Yes. The 47+1 Group consults with civil society organisations. It has exchanged views with representatives of the following organisations:

    • the Advice on Individual Rights in Europe (AIRE) Centre;
    • Amnesty International;
    • the Council of Bars and Law Societies of Europe (CCBE);
    • the European Network of National Human Rights Institutions (ENNHRI); and
    • the International Commission of Jurists (ICJ).

 

What is the procedure for ratification and entry into force of the accession agreement?

The 47+1 Group must first finish with the negotiations. The result will then be sent to the Committee Ministers of the Council of Europe. Once the text has been adopted by the Committee of Ministers, it will be opened for signature.

An EU Member State, the European Parliament, the Council or the Commission may obtain the opinion of the Court of Justice as to whether the accession agreement is compatible with the EU Treaties. If the opinion is positive, the European Union may conclude the agreement.

For the European Union, ratification (or rather ‘conclusion’) of the accession agreement implies a decision of the Council that must be adopted by unanimity with the consent of the European Parliament.

National parliaments will play a decisive role: the decision to conclude the accession agreement on behalf of the Union can only enter into force once each EU Member State has ratified the accession agreement in accordance with its national constitutional requirements.

The accession agreement enters into force after the European Union and all Parties to the European Convention on Human Rights have ratified it.

 

Is information about the negotiations publicly available?

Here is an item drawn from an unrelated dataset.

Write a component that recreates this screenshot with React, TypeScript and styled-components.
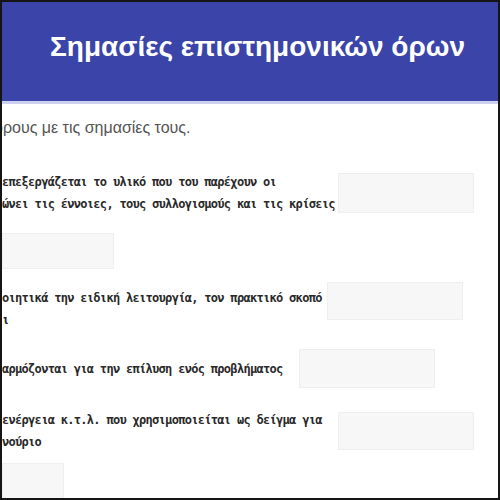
import React from "react";
import styled, { createGlobalStyle } from "styled-components";

const GlobalStyle = createGlobalStyle`
  html, body { margin: 0; padding: 0; background: #fff; }
  body { font-family: "Liberation Sans", Arial, sans-serif; }
`;

const Frame = styled.div`
  width: 500px;
  height: 500px;
  box-sizing: border-box;
  border: 2px solid #151515;
  overflow: hidden;
  background: #fff;
  display: flex;
  flex-direction: column;
`;

const Header = styled.header`
  flex: none;
  height: 99px;
  background: #3b45a9;
  border-bottom: 3px solid #cdd0ee;
  display: flex;
  align-items: center;
  padding-left: 48px;
`;

const Title = styled.h1`
  margin: 0;
  padding-bottom: 9px;
  font-family: "Liberation Sans", Arial, sans-serif;
  font-size: 28px;
  font-weight: 700;
  color: #fff;
  white-space: nowrap;
`;

const Main = styled.main`
  padding-top: 14px;
  display: flex;
  flex-direction: column;
`;

const Intro = styled.p`
  margin: 0 0 0 -8px;
  font-size: 16px;
  line-height: 20px;
  color: #555;
  white-space: nowrap;
`;

const List = styled.div`
  display: flex;
  flex-direction: column;
  gap: 18px;
  margin-top: 33px;
`;

const Row = styled.div<{ $gap: number; $mt?: number }>`
  display: flex;
  align-items: center;
  gap: ${(p) => p.$gap}px;
  ${(p) => (p.$mt !== undefined ? `margin-top: ${p.$mt}px;` : "")}
`;

const Term = styled.div`
  flex: none;
  font-family: "DejaVu Sans Mono", monospace;
  font-weight: 700;
  font-size: 12px;
  letter-spacing: -0.7px;
  line-height: 22px;
  color: #2a2a2a;
  white-space: nowrap;
`;

const Field = styled.div<{ $w?: number; $h?: number; $top?: boolean; $mt?: number }>`
  flex: none;
  box-sizing: border-box;
  width: ${(p) => p.$w ?? 136}px;
  height: ${(p) => p.$h ?? 39}px;
  background: #f7f7f7;
  border: 1px solid #efefef;
  ${(p) => (p.$top ? "align-self: flex-start; margin-top: -5px;" : "")}
  ${(p) => (p.$mt !== undefined ? `margin-top: ${p.$mt}px;` : "")}
`;

export default function App() {
  return (
    <>
      <GlobalStyle />
      <Frame>
        <Header>
          <Title>Σημασίες επιστημονικών όρων</Title>
        </Header>
        <Main>
          <Intro>όρους με τις σημασίες τους.</Intro>
          <List>
            <Row $gap={3}>
              <Term>
                επεξεργάζεται το υλικό που του παρέχουν οι
                <br />
                ώνει τις έννοιες, τους συλλογισμούς και τις κρίσεις
              </Term>
              <Field $h={40} />
            </Row>
            <Field $w={112} $h={36} />
            <Row $gap={5}>
              <Term>
                οιητικά την ειδική λειτουργία, τον πρακτικό σκοπό
                <br />ι
              </Term>
              <Field $h={38} $top />
            </Row>
            <Row $gap={16}>
              <Term>αρμόζονται για την επίλυση ενός προβλήματος</Term>
              <Field />
            </Row>
            <Row $gap={16} $mt={3}>
              <Term>
                {" "}ενέργεια κ.τ.λ. που χρησιμοποιείται ως δείγμα για
                <br />
                νούριο
              </Term>
              <Field $h={38} />
            </Row>
            <Field $w={62} $h={40} $mt={-8} />
          </List>
        </Main>
      </Frame>
    </>
  );
}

Meeting reports and various other documents related to the negotiations are publicly available on the website of the Council of Europe.

The 47+1 Group holds its meetings behind closed doors and access to certain negotiating documents is restricted for the time being, to protect the serenity of the negotiations.

 

How long are the current negotiations expected to last?

At this stage, it is difficult to say how long the negotiations will last. The most important thing is that the negotiators keep making progress towards a good result.